I'm not the best holiday shopper. A lack of patience and the fact I usually travel with carry-on luggage means that I generally return home from my travels with little more than a pair of earrings (one of which I will invariably lose within two weeks) or something as exciting as a pen. So, this month's topic left me stumped: until I glanced at my wall and saw this poster.
A souvenir from when I lived in Seville, this poster is a daily reminder of the whirl of colour, food, music and fun that is an Andalusian feria. Almost every town in southern Spain, no matter how tiny, has an annual fair: a celebration lasting several days (usually Wednesday to Sunday, but then there's the pre-feria: call it a week). During these days, which fall between April and October, most of the town decamps to the recinto ferial. For 51 weeks of the year, this is a nondescript plot of land on the outskirts. Come feria, it's the town itself: 'streets' are created, lined with marquees known as casetas, food stalls and fairground rides. From noon until the early hours of the morning, the streets fill with locals dressed in their best, enjoying a few days' holiday from work and getting together with friends and family over drinks, dancing and plenty of food.
|Welcome to feria|
A huge illuminated archway known as the portada marks the entrance to the recinto ferial. At Seville's Feria de Abril (April Fair), Andalusia's largest fair, the design of the portada changes each year, drawing on key elements of sevillano or andaluz culture. Past designs have included a flurry of open fans and a recreation of one of the city's landmarks, the costurero de la reina (Queen's sewing room) in 2008.
My first feria was about as far from the glamour and grandeur of the feria de abril as possible. Keen to introduce me to Andalusian life, the friends I made on my year abroad in Alcala de Guadaira took me to the first local fair of the calendar, in nearby Mairena de Alcor.
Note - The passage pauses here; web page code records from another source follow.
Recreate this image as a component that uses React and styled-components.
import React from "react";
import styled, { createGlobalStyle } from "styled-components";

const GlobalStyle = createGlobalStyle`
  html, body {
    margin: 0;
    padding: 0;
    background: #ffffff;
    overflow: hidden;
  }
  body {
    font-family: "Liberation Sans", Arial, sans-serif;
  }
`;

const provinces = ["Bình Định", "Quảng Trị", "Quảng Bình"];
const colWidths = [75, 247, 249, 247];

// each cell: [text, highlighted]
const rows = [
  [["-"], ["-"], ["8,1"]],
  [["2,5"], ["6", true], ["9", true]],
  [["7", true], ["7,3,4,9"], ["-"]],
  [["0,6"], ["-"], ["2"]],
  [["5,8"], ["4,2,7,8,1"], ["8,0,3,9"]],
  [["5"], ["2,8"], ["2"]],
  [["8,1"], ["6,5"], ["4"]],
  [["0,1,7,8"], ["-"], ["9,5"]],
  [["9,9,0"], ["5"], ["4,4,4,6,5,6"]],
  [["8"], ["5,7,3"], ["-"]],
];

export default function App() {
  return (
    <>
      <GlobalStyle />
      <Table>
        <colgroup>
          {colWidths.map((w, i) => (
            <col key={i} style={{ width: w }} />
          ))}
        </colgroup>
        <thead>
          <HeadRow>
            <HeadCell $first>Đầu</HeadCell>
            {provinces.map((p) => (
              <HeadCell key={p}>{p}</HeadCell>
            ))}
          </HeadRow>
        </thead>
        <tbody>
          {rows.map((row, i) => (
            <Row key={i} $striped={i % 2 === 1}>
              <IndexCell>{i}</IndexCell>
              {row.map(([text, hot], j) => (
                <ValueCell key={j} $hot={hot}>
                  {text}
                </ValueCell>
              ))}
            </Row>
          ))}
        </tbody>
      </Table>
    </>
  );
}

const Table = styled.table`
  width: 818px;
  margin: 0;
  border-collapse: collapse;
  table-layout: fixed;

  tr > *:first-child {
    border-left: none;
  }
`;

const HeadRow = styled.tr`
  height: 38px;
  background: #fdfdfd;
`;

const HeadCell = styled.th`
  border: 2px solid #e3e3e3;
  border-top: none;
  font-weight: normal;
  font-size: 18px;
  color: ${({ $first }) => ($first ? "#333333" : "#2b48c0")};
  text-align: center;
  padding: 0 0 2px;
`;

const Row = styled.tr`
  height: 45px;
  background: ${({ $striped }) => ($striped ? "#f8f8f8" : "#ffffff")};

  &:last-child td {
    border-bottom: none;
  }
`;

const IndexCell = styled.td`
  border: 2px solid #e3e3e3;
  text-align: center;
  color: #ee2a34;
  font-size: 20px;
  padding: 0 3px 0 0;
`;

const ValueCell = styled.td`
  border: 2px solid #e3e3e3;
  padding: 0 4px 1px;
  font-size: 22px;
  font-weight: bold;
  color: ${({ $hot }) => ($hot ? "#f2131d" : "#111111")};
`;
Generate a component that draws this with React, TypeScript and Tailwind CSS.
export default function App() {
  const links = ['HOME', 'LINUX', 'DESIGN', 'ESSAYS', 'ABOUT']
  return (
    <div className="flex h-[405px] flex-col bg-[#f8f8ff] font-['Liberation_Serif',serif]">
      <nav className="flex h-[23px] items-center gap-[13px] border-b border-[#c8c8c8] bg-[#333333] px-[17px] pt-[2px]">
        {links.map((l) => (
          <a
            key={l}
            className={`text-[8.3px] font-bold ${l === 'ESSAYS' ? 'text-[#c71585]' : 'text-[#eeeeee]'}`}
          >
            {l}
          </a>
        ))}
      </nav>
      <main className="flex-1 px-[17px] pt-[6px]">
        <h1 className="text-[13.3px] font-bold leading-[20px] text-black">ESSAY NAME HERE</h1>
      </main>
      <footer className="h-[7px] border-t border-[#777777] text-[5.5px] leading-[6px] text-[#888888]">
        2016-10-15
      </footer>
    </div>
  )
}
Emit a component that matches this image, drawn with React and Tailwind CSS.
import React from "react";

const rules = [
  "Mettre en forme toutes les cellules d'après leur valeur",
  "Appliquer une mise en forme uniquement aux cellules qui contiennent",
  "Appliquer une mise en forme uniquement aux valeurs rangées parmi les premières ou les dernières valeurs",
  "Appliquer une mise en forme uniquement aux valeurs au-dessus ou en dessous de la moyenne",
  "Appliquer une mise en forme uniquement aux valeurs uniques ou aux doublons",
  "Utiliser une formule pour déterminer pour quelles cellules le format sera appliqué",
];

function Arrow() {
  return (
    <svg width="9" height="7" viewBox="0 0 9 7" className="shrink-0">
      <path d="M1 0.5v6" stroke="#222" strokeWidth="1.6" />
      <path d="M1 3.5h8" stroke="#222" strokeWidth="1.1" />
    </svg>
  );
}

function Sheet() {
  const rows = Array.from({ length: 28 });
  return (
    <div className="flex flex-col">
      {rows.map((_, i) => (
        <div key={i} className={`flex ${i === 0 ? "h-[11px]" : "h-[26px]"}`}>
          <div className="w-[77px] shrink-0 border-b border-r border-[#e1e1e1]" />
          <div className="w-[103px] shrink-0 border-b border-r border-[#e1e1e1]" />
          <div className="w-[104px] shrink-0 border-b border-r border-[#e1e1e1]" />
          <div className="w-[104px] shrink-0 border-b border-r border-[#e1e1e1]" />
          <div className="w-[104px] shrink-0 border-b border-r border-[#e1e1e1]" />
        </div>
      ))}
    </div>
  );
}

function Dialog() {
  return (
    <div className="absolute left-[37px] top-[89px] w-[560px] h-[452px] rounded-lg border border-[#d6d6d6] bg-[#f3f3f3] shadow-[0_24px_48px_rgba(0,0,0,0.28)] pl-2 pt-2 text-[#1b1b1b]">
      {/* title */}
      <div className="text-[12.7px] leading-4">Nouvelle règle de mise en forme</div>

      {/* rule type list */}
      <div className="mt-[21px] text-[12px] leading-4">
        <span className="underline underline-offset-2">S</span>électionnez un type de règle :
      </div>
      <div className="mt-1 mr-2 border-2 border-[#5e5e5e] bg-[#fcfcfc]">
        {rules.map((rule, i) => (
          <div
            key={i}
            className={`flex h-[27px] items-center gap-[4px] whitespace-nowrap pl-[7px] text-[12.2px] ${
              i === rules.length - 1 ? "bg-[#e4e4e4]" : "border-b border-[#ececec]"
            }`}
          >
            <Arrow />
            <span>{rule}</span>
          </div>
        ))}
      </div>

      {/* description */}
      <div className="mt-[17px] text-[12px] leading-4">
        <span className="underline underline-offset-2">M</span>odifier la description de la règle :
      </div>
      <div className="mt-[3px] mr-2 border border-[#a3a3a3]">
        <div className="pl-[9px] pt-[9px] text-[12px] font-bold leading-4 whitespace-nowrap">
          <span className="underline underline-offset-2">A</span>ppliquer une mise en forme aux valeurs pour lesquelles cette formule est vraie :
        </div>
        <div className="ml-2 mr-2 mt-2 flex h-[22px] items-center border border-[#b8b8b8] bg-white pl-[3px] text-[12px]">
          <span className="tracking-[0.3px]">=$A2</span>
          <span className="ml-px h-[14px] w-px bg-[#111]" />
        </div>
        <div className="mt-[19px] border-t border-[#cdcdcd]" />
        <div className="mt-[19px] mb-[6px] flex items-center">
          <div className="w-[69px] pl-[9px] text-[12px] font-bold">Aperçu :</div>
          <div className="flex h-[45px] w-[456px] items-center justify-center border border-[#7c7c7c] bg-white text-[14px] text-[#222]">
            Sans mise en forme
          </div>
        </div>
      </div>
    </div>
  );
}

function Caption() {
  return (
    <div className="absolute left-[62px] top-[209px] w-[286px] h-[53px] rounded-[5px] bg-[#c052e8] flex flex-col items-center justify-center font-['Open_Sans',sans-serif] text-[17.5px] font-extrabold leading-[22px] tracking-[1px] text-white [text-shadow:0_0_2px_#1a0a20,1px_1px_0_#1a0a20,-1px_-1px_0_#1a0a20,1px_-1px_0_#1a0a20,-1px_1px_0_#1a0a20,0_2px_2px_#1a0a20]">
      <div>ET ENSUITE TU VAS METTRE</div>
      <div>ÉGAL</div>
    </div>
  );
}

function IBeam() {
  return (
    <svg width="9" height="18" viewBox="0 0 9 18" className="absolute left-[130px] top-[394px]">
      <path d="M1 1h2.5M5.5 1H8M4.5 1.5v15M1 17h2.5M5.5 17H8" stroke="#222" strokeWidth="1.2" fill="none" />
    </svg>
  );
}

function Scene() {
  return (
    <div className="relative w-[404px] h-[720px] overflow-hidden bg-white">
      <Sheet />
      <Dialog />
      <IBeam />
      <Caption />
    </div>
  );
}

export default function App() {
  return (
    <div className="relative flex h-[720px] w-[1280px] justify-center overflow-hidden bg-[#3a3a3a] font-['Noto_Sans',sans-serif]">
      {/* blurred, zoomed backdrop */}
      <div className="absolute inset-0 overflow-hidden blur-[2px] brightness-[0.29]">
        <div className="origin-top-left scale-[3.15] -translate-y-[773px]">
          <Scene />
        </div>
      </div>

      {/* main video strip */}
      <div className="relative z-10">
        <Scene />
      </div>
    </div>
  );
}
In fact, they were so keen that they took me to the pre-feria, where just the main caseta is open for drinks and dancing, and the trademark farollilos (lanterns) that line the streets of feria-town hang unlit. This first taste was enough though: sipping the traditional rebujito (a mixture of fino sherry and 7Up that goes down far too easily) and dancing with my friends, I was an instant feria convert. Returning twice during the real feria, the deal was sealed. Feria is an escape; a chance to catch up with friends and family in an exuberant party atmosphere, sampling whatever food takes your fancy, trying out a couple of fairground rides (and regretting that battered fish), moving from caseta to caseta in search of the music that suits you - be it traditional sevillanas or the latest chart hits and dancing all night, before a breakfast of churros con chocolate as the sun comes up.